The third is the a person who has both of these: the disciplined thinking and the existential gift. These are what I call enlightened. The reason I revised my assessment of your thoughts earlier is that I realized you were perhaps a threshold type, disillusioned of both Bible and books, and this is the only way to become among the third. But then, it is not so much the massive reading that makes this happen. Rather, it is a commitment to being clear and earnest in one's beliefs: to question everything and discover in what is called an apophatic inquiry that the world is nothing that can be said, but only encountered, and when the, if you will, "Clouds of Knowing" are lifted, one sees, magnificently so.
Or maybe you lack the third element: a huge amount of experience with unusual states of mind. That's why you don't see that you built a castle out of psychological illusions, one of them is the inherent God-experience of humans. The certainty with which you preach your beliefs...
odysseus
Posts: 306
Joined: Sun Feb 11, 2018 10:30 pm

Re: What does it feel like to be Enlightened?

Post by odysseus »

Or maybe you lack the third element: a huge amount of experience with unusual states of mind. That's why you don't see that you built a castle out of psychological illusions, one of them is the inherent God-experience of humans. The certainty with which you preach your beliefs...
Sorry Atla. I do seem to get under your skin. You are what you read, and if you stick exclusively with texts that have no respect for this kind of thing, you will inevitably come away from this with a cynical point of view. It cannot help you here accept to say, just look at your own influences.
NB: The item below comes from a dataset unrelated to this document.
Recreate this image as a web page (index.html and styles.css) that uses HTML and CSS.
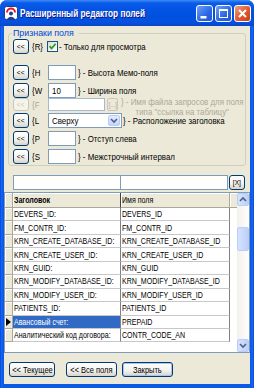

Skinner, a while back, wrote Beyond Freedom and Dignity, and while he wasn't talking about ideas and their influences, he did talk about conditioning, and ideas we are exposed to certainly determine how we think.

Try reading Lev Shestov. He is an early existentialist and quite accessible, his All Things Are Possible. If you really want to know beyond the simple (and banal) conceptual analyses of analytic philosophy, check out Kant.

Ever wonder how it is that the current political conservatism has become so stratospherically absurd? Typically conservatives, if they read at all, never read outside of their comfort zone, the very definition of a parochial mind.